Can you walk down an infinite chain of fence posts? No, because you would have to have already crossed infinity to reach the point you are at, which is impossible. You would never even be able to start. We can know that from simply thinking about it and using logic, therefore we can know things without having any direct empirical/scientific proof for them. So we can conclude the same thing about time. Time must have had a beginning. Now, the law of causation states that since anything that began must have a cause, time must have had a cause. Something must have started it. Boom, first cause. My father would then proceed to use the same line of reasoning to conclude things about the first cause((omnipotent, must possess all power because nothing can come from outside it, etc).

Basically he's saying that since we've concluded that there cannot be an infinite chain of fence posts even though we've never witnessed such a thing, we've proven rationalism. Proven that we can learn about the nature of things without having empirical evidence for them.

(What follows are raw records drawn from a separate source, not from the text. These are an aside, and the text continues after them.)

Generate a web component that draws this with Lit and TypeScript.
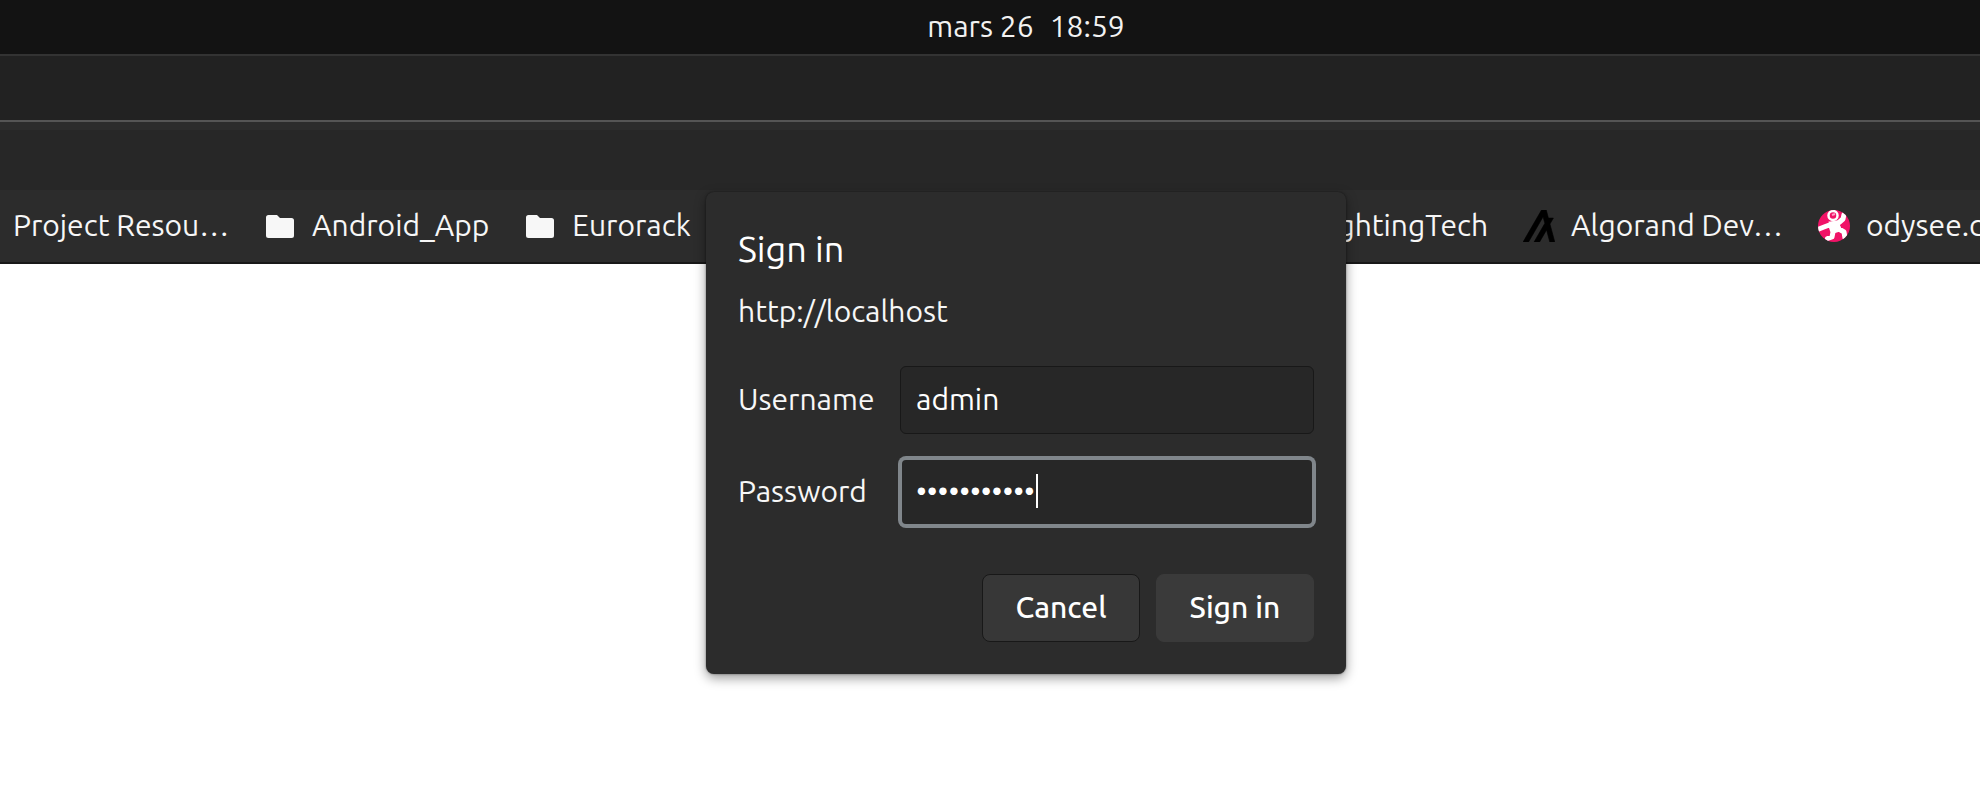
import { LitElement, html, css } from "lit";
import { customElement } from "lit/decorators.js";

const folder = html`<svg class="icon" viewBox="0 0 32 32" aria-hidden="true">
  <path fill="#f7f7f7" d="M4.500 5H13l3 3h11.500a2.500 2.500 0 0 1 2.500 2.500v15a2.500 2.500 0 0 1-2.500 2.500h-23A2.500 2.500 0 0 1 2 25.500v-18A2.500 2.500 0 0 1 4.500 5z" />
</svg>`;

const algorand = html`<svg class="icon" viewBox="6 20 78.500 78.500" aria-hidden="true">
  <path fill="#000" stroke="#000" stroke-width="1.500" d="M19.600 98.400L55.300 36.700L59.600 52.800L33.200 98.400H46.700L63.800 68.800L71.800 98.400H83.900L72.100 54.400L80.500 39.900H68.300L63.100 20.300H51.400L6.200 98.400z" />
</svg>`;

const odysee = html`<svg class="icon" viewBox="0 0 32 32" aria-hidden="true">
  <defs><clipPath id="disc"><circle cx="16" cy="16" r="16" /></clipPath></defs>
  <g clip-path="url(#disc)">
    <rect width="32" height="32" fill="#f01367" />
    <path fill="none" stroke="#fff" stroke-width="5" stroke-linecap="round" stroke-linejoin="round"
      d="M1 19 L6 17 L14 14 L21 12.500 L25 9 L26 4.500 M13 16 L15 22 L14 27 L9.500 28.500 M19 15 L21 19 L26 22 L27 28" />
    <path fill="#fff" d="M10.500 11.500h10.500l2.500 9.500-9.500 3z" />
    <circle cx="15" cy="5.500" r="4.500" fill="#f01367" stroke="#fff" stroke-width="2.500" />
    <path stroke="#ff9cc4" stroke-width="2" d="M14 5l3-1" />
  </g>
</svg>`;

const mark = (label: string, icon: unknown = "", extra = "") => html`
  <a class="bookmark ${extra}" href="#">${icon}<span class="label">${label}</span></a>
`;

@customElement("app-root")
export class AppRoot extends LitElement {
  static styles = css`
    :host {
      display: block;
      min-height: 100vh;
      position: relative;
      overflow: hidden;
      background: #fff;
      color: #f7f7f7;
      font: 400 30px/36px Ubuntu, "Noto Sans", sans-serif;
    }
    * { box-sizing: border-box; }
    .clock {
      display: flex;
      justify-content: center;
      align-items: center;
      gap: 16px;
      height: 54px;
      padding: 0 0 2px 72px;
      background: #131313;
      color: #f2f2f2;
    }
    .tabs {
      height: 68px;
      background: #222;
      border-top: 2px solid #333;
      border-bottom: 2px solid #555;
    }
    .toolbar {
      height: 68px;
      background: #272727;
      border-top: 8px solid #2c2c2c;
    }
    .bookmarks {
      display: flex;
      align-items: center;
      gap: 35px;
      height: 74px;
      padding-left: 13px;
      background: #2c2c2c;
      border-bottom: 2px solid #181818;
    }
    .bookmark {
      display: flex;
      flex: none;
      align-items: center;
      gap: 16px;
      color: inherit;
      text-decoration: none;
      white-space: nowrap;
    }
    .label { padding-bottom: 2px; }
    .spacer { flex: 1; }
    .cut { width: 162px; overflow: hidden; }
    .icon { width: 32px; height: 32px; flex: none; display: block; }
    .dialog {
      position: absolute;
      top: 192px;
      left: calc(50% - 284px);
      width: 640px;
      padding: 32px;
      border-radius: 8px;
      background: #2c2c2c;
      box-shadow: 0 0 2px rgba(0, 0, 0, 0.5), 0 4px 12px rgba(0, 0, 0, 0.4);
    }
    h1 {
      margin: 0;
      padding-top: 4px;
      font-size: 36px;
      font-weight: 400;
      line-height: 42px;
      color: #fff;
    }
    .origin { margin: 0; padding: 23px 0 37px; }
    .fields {
      display: grid;
      grid-template-columns: 162px 1fr;
      row-gap: 24px;
      align-items: center;
    }
    label { padding-bottom: 2px; }
    .entry { position: relative; display: flex; }
    input {
      width: 100%;
      height: 68px;
      padding: 0 15px 2px;
      border: 1px solid #181818;
      border-radius: 6px;
      outline: none;
      background: #272727;
      color: #fff;
      font: inherit;
    }
    .focused input {
      padding: 0 14px 2px;
      border: 2px solid #80868b;
      box-shadow: 0 0 0 2px #80868b;
    }
    .caret {
      position: absolute;
      top: 16px;
      left: 136px;
      width: 2px;
      height: 34px;
      background: #fff;
    }
    .actions {
      display: flex;
      justify-content: flex-end;
      gap: 16px;
      padding-top: 48px;
    }
    button {
      width: 158px;
      height: 68px;
      padding: 0 0 2px;
      border: 1px solid #181818;
      border-radius: 8px;
      background: #373737;
      color: #fff;
      font: inherit;
      font-weight: 500;
    }
    .primary { background: #3a3a3a; border-color: #3a3a3a; }
  `;

  render() {
    return html`
      <header class="clock"><span>mars 26</span><time>18:59</time></header>
      <div class="tabs"></div>
      <div class="toolbar"></div>
      <nav class="bookmarks">
        ${mark("Project Resou…")}
        ${mark("Android_App", folder)}
        ${mark("Eurorack", folder)}
        <span class="spacer"></span>
        ${mark("LightingTech")}
        ${mark("Algorand Dev…", algorand)}
        ${mark("odysee.com", odysee, "cut")}
      </nav>
      <form class="dialog" role="dialog" aria-labelledby="title" @submit=${(e: Event) => e.preventDefault()}>
        <h1 id="title">Sign in</h1>
        <p class="origin">http://localhost</p>
        <div class="fields">
          <label for="username">Username</label>
          <div class="entry"><input id="username" type="text" value="admin" /></div>
          <label for="password">Password</label>
          <div class="entry focused">
            <input id="password" type="password" value="hunter2hunt" />
            <span class="caret"></span>
          </div>
        </div>
        <div class="actions">
          <button type="button">Cancel</button>
          <button type="submit" class="primary">Sign in</button>
        </div>
      </form>
    `;
  }
}
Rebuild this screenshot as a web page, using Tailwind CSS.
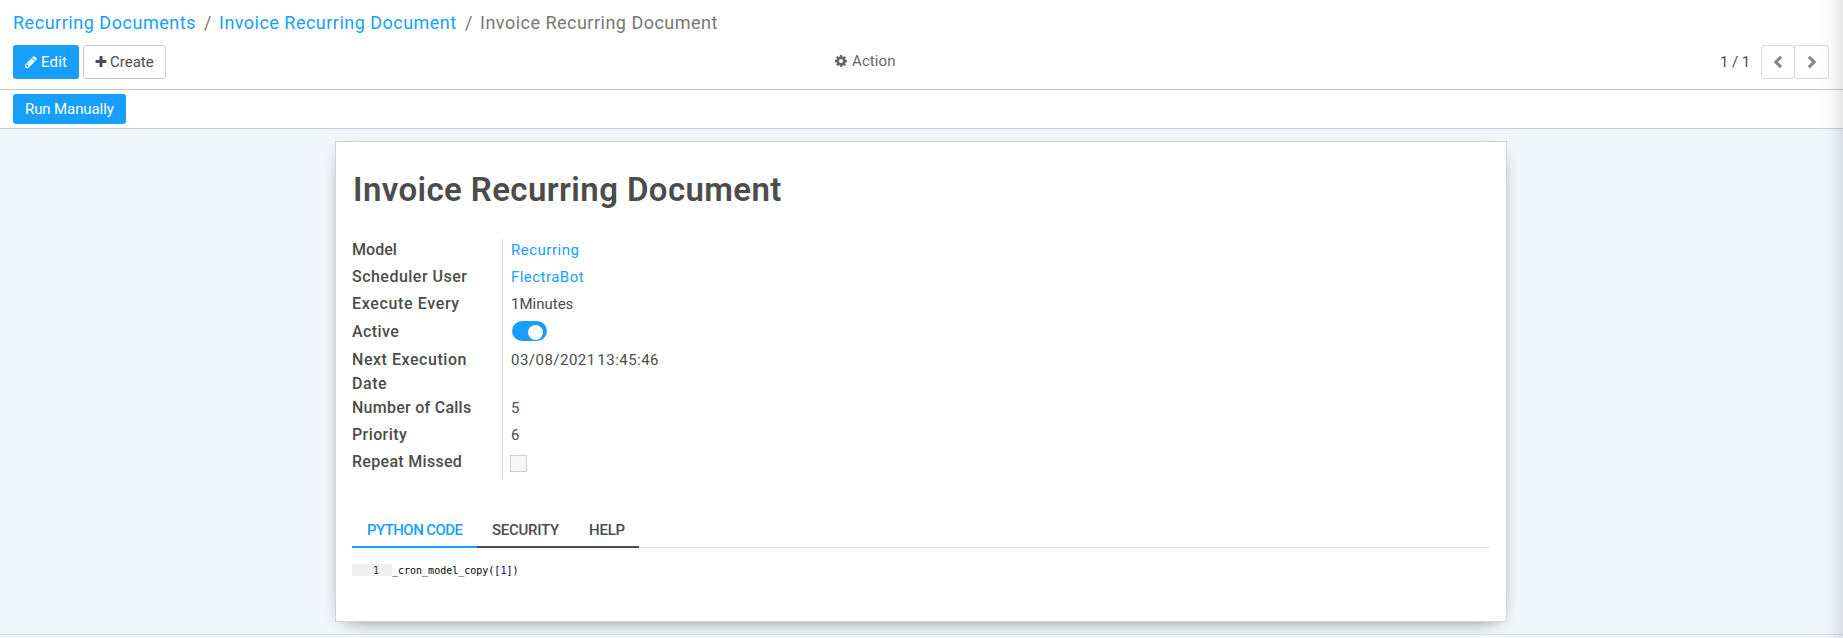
<!DOCTYPE html>
<html lang="en">
<head>
<meta charset="utf-8">
<title>Invoice Recurring Document</title>
<script src="https://cdn.jsdelivr.net/npm/@tailwindcss/browser@4"></script>
</head>
<body class="relative flex h-[638px] flex-col overflow-hidden bg-white font-['Roboto',sans-serif] text-[15px] text-[#4c4c4c]">
<header class="h-[90px] shrink-0 border-b border-[#c9c9cc] px-[13px] pt-[8px]">
  <nav class="flex h-[28px] items-center text-[18px] whitespace-nowrap text-[#777]">
    <a class="w-[191px] tracking-[0.53px] text-[#169fff]">Recurring Documents</a>
    <span class="w-[15px]">/</span>
    <a class="w-[246px] tracking-[0.48px] text-[#169fff]">Invoice Recurring Document</a>
    <span class="w-[15px]">/</span>
    <span class="tracking-[0.49px]">Invoice Recurring Document</span>
  </nav>
  <div class="mt-[9px] grid grid-cols-[821px_1fr_auto]">
    <div class="flex gap-1">
      <button class="flex h-[34px] w-[66px] items-center rounded-[3px] bg-[#169fff] pl-[11px] text-white">
        <svg class="mr-[3px] size-[14px]" viewBox="0 0 1792 1792" fill="currentColor"><path d="M491 1536l91-91-235-235-91 91v107h128v128h107zm523-928q0-22-22-22-10 0-17 7l-542 542q-7 7-7 17 0 22 22 22 10 0 17-7l542-542q7-7 7-17zm-54-192l416 416-832 832h-416v-416zm683 96q0 53-37 90l-166 166-416-416 166-165q36-38 90-38 53 0 91 38l235 234q37 39 37 91z"/></svg>
        <span class="tracking-[0.15px]">Edit</span>
      </button>
      <button class="flex h-[34px] w-[83px] items-center rounded-[3px] border border-[#c9c9cc] bg-white pl-[10px]">
        <svg class="mr-[2px] size-[14px]" viewBox="0 0 1792 1792" fill="currentColor"><path d="M1600 736v192q0 40-28 68t-68 28h-416v416q0 40-28 68t-68 28h-192q-40 0-68-28t-28-68v-416h-416q-40 0-68-28t-28-68v-192q0-40 28-68t68-28h416v-416q0-40 28-68t68-28h192q40 0 68 28t28 68v416h416q40 0 68 28t28 68z"/></svg>
        <span>Create</span>
      </button>
    </div>
    <div class="flex h-[32px] items-center text-[#666]">
      <svg class="mr-[4px] size-[14px]" viewBox="0 0 1792 1792" fill="currentColor"><path d="M1152 896q0-106-75-181t-181-75-181 75-75 181 75 181 181 75 181-75 75-181zm512-109v222q0 12-8 23t-20 13l-185 28q-19 54-39 91 35 50 107 138 10 12 10 25t-9 23q-27 37-99 108t-94 71q-12 0-26-9l-138-108q-44 23-91 38-16 136-29 186-7 28-36 28h-222q-14 0-24.5-8.5t-11.5-21.5l-28-184q-49-16-90-37l-141 107q-10 9-25 9-14 0-25-11-126-114-165-168-7-10-7-23 0-12 8-23 15-21 51-66.5t54-70.5q-27-50-41-99l-183-27q-13-2-21-12.5t-8-23.5v-222q0-12 8-23t19-13l186-28q14-46 39-92-40-57-107-138-10-12-10-24 0-10 9-23 26-36 98.5-107.5t94.5-71.5q13 0 26 10l138 107q44-23 91-38 16-136 29-186 7-28 36-28h222q14 0 24.5 8.5t11.5 21.5l28 184q49 16 90 37l142-107q9-9 24-9 13 0 25 10 129 119 165 170 7 8 7 22 0 12-8 23-15 21-51 66.5t-54 70.5q26 50 41 98l183 28q13 2 21 12.5t8 23.5z"/></svg>
      <span class="tracking-[0.1px]">Action</span>
    </div>
    <div class="flex items-center pr-[1px]">
      <span class="mr-[11px] tracking-[-0.1px]">1 / 1</span>
      <button class="flex h-[34px] w-[34px] items-center justify-center rounded-[3px] border border-[#dadadc] text-[#858585]">
        <svg class="h-[14px] w-[10px]" viewBox="0 0 10 14" fill="none" stroke="currentColor" stroke-width="3.1"><path d="M8.1 1.8L2.8 7l5.3 5.2"/></svg>
      </button>
      <button class="-ml-px flex h-[34px] w-[35px] items-center justify-center rounded-[3px] border border-[#dadadc] text-[#858585]">
        <svg class="h-[14px] w-[10px]" viewBox="0 0 10 14" fill="none" stroke="currentColor" stroke-width="3.1"><path d="M1.9 1.8L7.2 7l-5.3 5.2"/></svg>
      </button>
    </div>
  </div>
</header>
<div class="h-[39px] shrink-0 border-b border-[#cad1d8] pt-[4px] pl-[13px]">
  <button class="block h-[30px] w-[113px] rounded-[3px] bg-[#169fff] pl-[12px] text-left tracking-[-0.1px] text-white">Run Manually</button>
</div>
<main class="h-[506px] shrink-0 overflow-hidden border-b border-[#d8dbde] bg-[#f1f6fa] pt-[12px]">
  <section class="ml-[335px] h-[481px] w-[1172px] border border-[#d5d5d7] bg-white px-[16px] shadow-[0_5px_20px_-15px_#000,0_6px_16px_-4px_rgba(0,0,0,0.12)]">
    <h1 class="pt-[28px] pl-px text-[33px] leading-[40px] font-semibold tracking-[0.4px]">Invoice Recurring Document</h1>
    <div class="mt-[29px] grid h-[241px] grid-cols-[151px_1fr] text-[16px] leading-[24px]">
      <div class="border-r border-[#dcdcdc] font-medium">
        <div class="-mt-px h-[27px] tracking-[0.05px]">Model</div>
        <div class="h-[27px] tracking-[0.48px]">Scheduler User</div>
        <div class="h-[27px] tracking-[0.64px]">Execute Every</div>
        <div class="h-[29px] pt-px tracking-[0.4px]">Active</div>
        <div class="h-[48px] w-[130px] tracking-[0.54px]">Next Execution Date</div>
        <div class="h-[27px] tracking-[0.26px]">Number of Calls</div>
        <div class="h-[27px] tracking-[0.4px]">Priority</div>
        <div class="h-[27px] tracking-[0.3px]">Repeat Missed</div>
      </div>
      <div class="pl-[8px] text-[15px]">
        <div class="-mt-px h-[27px] tracking-[0.5px] text-[#169fff]">Recurring</div>
        <div class="h-[27px] tracking-[0.46px] text-[#169fff]">FlectraBot</div>
        <div class="h-[27px]">1Minutes</div>
        <div class="h-[29px] pt-[2px] pl-px"><div class="flex h-[20px] w-[35px] items-center justify-end rounded-full bg-[#169fff] pt-[2px] pr-[4px]"><div class="size-[15px] rounded-full bg-white"></div></div></div>
        <div class="h-[48px] tracking-[0.48px] [word-spacing:-2.5px]">03/08/2021 13:45:46</div>
        <div class="h-[27px]">5</div>
        <div class="h-[27px]">6</div>
        <div class="-ml-px pt-[5px]"><div class="size-[17px] border border-[#cfcfcf] bg-[#f6f6f6]"></div></div>
      </div>
    </div>
    <div class="mt-[33px] flex h-[35px] text-[15px] leading-[34px] font-medium">
      <div class="w-[125px] border-b-2 border-[#169fff] pl-[15px] tracking-[-0.57px] text-[#169fff]">PYTHON CODE</div>
      <div class="w-[97px] border-b-2 border-[#4c4c4c] pl-[15px] tracking-[-0.26px]">SECURITY</div>
      <div class="w-[65px] border-b-2 border-[#4c4c4c] pl-[15px] tracking-[-0.2px]">HELP</div>
      <div class="grow border-b border-[#dee0e2]"></div>
    </div>
    <div class="mt-[16px] flex h-[12px] font-['DejaVu_Sans_Mono',monospace] text-[10px] leading-[14px] text-black">
      <span class="w-[40px] bg-[#f0f0f0] pr-[13px] text-right text-[#333]">1</span>
      <span>_cron_model_copy([<span class="text-[#0000cd]">1</span>])</span>
    </div>
  </section>
</main>
<div class="grow bg-[#f4f7fa]"></div>
<div class="pointer-events-none absolute inset-y-0 right-0 w-[24px] bg-linear-to-r from-transparent via-black/2 to-black/10"></div>
</body>
</html>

My problem is that although this seems watertight, I'm not entirely clear on a few things. How could the first cause do anything without time? Is an infinite actually impossible to exist on, or is this confusion simply due to wordplay? Is empiricism self-refuting(e.g. "you can't prove empiricism by any of the 5 senses")? Can we prove things using a rationalist mode of thinking, or is only empirical evidence valid(and why or why not)?

So if anyone wants to take a swing at this, I'd really appreciate it. It's making my brain hurt, and I feel like my position is a bit weak until I can answer these arguments to my own satisfaction.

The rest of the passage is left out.